(Dataset items)
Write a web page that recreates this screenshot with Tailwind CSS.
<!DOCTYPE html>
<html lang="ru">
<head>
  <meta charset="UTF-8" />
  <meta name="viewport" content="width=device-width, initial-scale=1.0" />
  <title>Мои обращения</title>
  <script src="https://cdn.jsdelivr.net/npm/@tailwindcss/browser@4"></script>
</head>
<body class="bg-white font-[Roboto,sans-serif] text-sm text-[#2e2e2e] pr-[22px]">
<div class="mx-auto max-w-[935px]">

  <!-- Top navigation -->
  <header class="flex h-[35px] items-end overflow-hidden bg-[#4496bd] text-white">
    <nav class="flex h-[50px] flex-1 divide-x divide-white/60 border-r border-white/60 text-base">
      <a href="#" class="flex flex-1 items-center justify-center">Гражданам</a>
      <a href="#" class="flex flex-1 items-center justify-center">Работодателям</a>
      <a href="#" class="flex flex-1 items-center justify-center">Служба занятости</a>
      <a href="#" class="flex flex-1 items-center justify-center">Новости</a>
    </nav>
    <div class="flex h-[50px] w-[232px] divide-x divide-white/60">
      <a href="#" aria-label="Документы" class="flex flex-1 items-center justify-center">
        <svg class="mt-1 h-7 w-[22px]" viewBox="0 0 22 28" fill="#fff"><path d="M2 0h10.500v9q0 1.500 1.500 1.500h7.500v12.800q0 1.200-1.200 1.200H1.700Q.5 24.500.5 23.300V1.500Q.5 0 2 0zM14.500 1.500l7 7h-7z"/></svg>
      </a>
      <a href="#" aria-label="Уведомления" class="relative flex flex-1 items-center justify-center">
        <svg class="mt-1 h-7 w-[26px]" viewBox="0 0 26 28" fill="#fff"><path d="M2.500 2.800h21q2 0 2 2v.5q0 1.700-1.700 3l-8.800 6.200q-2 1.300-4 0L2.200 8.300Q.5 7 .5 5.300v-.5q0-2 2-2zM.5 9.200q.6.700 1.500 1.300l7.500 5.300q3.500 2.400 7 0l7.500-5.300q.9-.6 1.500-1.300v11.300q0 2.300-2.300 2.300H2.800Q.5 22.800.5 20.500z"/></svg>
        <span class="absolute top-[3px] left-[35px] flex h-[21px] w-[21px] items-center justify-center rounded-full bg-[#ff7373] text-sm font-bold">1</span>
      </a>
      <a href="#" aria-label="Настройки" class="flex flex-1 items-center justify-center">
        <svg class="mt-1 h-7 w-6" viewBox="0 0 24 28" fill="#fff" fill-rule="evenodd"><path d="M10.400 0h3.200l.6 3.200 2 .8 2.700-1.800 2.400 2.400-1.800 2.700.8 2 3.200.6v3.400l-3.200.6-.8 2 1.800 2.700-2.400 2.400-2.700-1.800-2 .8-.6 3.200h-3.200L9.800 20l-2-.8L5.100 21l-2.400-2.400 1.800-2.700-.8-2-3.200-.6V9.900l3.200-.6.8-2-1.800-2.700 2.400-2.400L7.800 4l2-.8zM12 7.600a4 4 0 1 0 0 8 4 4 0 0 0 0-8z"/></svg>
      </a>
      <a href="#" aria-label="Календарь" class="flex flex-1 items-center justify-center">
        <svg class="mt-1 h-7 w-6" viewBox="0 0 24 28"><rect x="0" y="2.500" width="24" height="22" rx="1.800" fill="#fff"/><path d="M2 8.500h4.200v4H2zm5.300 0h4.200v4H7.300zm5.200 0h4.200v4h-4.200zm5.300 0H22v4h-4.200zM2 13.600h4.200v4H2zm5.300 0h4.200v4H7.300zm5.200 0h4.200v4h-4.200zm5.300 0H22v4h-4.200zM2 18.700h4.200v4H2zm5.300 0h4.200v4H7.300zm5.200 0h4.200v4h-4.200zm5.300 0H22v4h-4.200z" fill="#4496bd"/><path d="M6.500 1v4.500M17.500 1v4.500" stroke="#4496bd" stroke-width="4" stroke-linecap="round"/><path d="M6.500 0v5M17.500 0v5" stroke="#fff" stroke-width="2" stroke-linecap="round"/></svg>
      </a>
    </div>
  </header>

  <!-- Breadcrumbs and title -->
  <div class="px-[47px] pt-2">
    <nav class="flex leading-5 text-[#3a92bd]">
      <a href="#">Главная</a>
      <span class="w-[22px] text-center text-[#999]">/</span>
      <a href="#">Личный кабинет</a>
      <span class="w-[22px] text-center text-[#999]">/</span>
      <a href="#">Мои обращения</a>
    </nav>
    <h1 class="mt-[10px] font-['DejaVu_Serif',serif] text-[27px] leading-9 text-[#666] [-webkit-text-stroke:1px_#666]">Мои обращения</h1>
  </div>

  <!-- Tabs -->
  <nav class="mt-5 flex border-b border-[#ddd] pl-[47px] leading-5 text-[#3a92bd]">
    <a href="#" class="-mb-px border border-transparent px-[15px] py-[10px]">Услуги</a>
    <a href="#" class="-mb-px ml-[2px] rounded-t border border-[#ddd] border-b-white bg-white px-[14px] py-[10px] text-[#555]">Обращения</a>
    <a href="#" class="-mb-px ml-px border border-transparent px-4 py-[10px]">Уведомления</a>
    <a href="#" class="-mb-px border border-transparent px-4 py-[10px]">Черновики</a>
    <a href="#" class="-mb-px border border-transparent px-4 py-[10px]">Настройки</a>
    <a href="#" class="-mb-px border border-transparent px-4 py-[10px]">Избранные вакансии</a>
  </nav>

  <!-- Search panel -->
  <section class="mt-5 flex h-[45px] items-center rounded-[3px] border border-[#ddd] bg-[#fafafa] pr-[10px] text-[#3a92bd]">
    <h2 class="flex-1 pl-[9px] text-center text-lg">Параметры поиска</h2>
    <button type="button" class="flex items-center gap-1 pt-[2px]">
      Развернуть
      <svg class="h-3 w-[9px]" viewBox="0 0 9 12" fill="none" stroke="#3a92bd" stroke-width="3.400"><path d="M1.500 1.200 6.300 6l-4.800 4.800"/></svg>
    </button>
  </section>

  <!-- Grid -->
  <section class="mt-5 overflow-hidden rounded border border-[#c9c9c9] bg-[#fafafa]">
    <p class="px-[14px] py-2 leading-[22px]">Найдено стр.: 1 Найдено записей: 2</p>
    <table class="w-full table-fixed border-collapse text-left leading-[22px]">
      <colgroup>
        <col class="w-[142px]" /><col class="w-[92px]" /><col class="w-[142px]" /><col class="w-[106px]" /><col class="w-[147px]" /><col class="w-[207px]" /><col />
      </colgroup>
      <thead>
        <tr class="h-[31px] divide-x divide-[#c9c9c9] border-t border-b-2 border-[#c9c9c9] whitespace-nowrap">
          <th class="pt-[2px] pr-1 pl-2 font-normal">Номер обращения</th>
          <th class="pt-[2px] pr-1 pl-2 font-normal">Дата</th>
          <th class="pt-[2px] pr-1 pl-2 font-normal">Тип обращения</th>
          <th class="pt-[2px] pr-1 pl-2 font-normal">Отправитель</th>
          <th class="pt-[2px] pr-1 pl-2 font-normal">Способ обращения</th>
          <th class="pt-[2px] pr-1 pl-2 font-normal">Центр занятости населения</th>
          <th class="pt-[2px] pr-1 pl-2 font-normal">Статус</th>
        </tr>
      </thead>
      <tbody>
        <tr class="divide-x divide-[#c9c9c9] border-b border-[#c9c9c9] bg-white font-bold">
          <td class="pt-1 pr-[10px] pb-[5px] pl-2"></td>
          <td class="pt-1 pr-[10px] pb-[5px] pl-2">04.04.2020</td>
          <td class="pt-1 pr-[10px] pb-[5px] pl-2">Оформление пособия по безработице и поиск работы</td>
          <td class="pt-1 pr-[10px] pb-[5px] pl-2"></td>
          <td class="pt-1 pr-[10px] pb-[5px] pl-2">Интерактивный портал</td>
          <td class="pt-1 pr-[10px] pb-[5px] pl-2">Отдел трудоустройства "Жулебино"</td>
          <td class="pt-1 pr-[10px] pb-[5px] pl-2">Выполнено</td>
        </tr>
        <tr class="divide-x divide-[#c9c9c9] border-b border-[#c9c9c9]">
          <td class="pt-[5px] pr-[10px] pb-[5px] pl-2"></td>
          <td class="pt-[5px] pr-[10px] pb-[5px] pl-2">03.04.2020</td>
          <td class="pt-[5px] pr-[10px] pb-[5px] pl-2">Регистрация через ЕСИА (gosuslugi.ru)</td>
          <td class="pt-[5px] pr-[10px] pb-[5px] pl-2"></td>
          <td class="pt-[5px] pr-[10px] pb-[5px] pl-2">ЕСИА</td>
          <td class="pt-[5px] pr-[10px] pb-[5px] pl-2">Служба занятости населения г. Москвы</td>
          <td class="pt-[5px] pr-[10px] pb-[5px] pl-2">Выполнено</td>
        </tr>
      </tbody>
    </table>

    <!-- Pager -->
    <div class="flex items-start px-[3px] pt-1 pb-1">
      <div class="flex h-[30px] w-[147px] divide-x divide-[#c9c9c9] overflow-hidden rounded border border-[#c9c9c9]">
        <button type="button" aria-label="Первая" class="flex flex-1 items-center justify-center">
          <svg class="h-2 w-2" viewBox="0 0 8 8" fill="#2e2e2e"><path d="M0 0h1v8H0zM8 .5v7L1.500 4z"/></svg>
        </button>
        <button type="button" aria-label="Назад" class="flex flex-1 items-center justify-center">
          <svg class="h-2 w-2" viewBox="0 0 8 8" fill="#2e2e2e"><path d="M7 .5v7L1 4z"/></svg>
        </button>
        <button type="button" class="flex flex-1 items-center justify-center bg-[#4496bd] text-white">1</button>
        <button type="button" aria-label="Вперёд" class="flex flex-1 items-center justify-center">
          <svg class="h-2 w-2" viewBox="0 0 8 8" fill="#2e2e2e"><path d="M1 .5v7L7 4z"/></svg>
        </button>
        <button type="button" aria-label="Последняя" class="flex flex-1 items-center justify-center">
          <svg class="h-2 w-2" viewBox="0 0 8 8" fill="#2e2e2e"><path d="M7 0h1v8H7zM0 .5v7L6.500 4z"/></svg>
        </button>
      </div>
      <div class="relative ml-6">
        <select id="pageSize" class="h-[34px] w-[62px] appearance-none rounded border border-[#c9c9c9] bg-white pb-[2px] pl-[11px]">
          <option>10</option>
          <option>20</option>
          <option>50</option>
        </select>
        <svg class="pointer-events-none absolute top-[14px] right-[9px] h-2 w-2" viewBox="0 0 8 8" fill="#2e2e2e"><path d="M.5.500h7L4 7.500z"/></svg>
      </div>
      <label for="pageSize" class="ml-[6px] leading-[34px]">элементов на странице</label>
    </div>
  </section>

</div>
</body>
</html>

==

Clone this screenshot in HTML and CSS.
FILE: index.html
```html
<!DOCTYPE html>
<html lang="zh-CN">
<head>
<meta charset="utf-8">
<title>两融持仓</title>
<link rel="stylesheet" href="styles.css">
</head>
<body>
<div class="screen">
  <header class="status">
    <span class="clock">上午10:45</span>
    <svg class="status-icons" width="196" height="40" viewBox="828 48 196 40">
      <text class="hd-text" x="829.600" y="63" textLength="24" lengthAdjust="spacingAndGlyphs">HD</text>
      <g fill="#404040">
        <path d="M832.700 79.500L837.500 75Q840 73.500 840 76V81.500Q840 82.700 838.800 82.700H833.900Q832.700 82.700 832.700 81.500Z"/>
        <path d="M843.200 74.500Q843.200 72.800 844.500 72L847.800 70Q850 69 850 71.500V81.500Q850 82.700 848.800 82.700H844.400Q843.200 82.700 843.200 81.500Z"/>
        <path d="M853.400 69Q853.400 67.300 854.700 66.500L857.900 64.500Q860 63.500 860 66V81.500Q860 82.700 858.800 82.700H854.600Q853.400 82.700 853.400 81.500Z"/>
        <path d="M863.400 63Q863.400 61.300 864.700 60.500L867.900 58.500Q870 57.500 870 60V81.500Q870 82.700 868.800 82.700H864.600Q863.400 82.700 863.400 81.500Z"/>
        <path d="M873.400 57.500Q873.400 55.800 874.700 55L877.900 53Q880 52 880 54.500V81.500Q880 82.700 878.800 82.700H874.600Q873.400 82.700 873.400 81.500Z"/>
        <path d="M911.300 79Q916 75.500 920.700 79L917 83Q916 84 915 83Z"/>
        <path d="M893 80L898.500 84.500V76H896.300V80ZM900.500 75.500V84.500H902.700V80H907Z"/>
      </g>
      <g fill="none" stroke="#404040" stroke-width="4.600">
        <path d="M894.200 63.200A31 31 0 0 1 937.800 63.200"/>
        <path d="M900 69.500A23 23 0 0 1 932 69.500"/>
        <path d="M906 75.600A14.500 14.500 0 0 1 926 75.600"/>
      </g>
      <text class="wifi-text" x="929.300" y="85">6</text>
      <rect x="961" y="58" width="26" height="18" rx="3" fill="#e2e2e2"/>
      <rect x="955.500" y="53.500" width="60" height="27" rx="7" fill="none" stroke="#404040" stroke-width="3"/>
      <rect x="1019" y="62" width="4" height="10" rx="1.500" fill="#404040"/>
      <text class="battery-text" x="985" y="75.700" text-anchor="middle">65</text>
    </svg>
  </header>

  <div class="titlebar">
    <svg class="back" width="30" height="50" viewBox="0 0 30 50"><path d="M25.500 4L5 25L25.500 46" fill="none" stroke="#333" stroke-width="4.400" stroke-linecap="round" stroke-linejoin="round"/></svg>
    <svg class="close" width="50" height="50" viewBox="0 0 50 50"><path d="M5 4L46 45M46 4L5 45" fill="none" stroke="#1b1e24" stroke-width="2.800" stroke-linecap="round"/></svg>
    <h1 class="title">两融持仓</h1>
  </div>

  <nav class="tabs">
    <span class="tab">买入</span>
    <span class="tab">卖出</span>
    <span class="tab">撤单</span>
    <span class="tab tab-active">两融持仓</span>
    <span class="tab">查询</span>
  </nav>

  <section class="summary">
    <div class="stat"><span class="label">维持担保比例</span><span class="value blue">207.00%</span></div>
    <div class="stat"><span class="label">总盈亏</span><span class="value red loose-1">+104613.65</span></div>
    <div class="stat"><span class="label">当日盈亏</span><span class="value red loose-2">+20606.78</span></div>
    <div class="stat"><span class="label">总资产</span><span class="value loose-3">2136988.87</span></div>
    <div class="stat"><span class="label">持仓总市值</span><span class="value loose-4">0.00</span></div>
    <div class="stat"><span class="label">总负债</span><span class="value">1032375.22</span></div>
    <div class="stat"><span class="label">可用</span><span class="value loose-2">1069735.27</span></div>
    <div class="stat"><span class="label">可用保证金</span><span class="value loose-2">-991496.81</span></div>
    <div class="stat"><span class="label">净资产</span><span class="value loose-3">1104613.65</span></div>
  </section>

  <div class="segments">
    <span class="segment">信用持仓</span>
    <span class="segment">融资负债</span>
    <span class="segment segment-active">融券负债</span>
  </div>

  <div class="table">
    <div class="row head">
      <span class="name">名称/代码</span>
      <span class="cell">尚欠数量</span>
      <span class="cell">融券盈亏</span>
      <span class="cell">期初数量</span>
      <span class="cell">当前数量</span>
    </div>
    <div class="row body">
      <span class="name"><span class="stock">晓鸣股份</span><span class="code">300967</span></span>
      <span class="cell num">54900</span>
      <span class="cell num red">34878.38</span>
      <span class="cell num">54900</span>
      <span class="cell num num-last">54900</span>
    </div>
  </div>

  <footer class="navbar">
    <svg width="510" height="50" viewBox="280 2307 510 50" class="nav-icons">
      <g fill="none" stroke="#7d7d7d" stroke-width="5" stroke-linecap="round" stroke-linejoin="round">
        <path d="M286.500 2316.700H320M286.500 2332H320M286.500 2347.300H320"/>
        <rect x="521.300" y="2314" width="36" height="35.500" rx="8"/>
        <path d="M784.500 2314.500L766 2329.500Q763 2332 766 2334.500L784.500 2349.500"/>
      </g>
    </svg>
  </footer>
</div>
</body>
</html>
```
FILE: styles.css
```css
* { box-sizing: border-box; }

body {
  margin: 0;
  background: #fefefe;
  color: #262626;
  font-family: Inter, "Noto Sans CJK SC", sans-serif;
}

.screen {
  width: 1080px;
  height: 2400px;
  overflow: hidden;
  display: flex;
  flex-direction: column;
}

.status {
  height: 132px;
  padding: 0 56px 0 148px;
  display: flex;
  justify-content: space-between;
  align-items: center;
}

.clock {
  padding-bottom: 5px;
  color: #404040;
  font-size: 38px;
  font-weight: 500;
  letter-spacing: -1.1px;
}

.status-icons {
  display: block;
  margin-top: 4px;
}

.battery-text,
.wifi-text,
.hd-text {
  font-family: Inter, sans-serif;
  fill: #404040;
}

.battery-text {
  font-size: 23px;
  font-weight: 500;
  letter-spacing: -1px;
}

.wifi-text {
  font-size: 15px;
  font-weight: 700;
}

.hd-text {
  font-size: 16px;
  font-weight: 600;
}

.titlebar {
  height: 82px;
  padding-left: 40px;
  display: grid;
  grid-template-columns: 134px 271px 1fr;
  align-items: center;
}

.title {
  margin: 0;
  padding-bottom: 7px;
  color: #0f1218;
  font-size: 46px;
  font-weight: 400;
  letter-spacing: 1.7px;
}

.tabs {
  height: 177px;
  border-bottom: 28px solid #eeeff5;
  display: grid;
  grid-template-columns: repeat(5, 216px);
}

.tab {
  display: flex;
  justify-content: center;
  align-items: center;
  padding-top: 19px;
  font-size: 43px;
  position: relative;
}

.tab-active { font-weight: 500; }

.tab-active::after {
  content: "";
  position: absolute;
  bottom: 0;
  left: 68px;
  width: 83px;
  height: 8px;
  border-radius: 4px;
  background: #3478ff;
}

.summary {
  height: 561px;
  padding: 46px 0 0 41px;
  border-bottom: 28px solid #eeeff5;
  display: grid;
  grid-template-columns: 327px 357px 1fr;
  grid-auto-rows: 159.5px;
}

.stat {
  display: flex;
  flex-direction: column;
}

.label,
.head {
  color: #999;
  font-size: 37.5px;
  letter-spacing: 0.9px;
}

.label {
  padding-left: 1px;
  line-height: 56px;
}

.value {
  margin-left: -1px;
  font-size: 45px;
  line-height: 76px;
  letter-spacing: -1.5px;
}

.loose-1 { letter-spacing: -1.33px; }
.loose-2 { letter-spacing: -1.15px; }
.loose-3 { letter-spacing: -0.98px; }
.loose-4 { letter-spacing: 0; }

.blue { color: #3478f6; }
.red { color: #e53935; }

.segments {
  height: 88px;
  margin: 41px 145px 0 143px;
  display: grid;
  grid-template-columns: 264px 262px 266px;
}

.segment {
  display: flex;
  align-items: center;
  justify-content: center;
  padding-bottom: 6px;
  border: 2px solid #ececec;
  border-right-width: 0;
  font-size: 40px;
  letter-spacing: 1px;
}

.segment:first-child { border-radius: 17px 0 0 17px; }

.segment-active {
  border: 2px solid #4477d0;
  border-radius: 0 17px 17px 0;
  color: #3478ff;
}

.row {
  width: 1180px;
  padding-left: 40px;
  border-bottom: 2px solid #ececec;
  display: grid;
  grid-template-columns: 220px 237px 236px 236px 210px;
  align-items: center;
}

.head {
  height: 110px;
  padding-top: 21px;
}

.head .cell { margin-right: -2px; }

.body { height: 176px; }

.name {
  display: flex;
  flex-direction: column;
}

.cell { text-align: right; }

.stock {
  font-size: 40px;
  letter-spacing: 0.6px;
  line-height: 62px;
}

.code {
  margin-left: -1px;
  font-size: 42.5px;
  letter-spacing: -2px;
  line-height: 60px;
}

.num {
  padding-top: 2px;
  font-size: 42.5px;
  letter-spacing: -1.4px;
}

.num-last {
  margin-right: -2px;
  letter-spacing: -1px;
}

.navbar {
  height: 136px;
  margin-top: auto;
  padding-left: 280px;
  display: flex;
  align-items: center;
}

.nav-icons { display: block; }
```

Request → Find every line in the records that contains the word "screenshot"; copy those lines.

Result of the exercise →
Write a web page that recreates this screenshot with Tailwind CSS.
Clone this screenshot in HTML and CSS.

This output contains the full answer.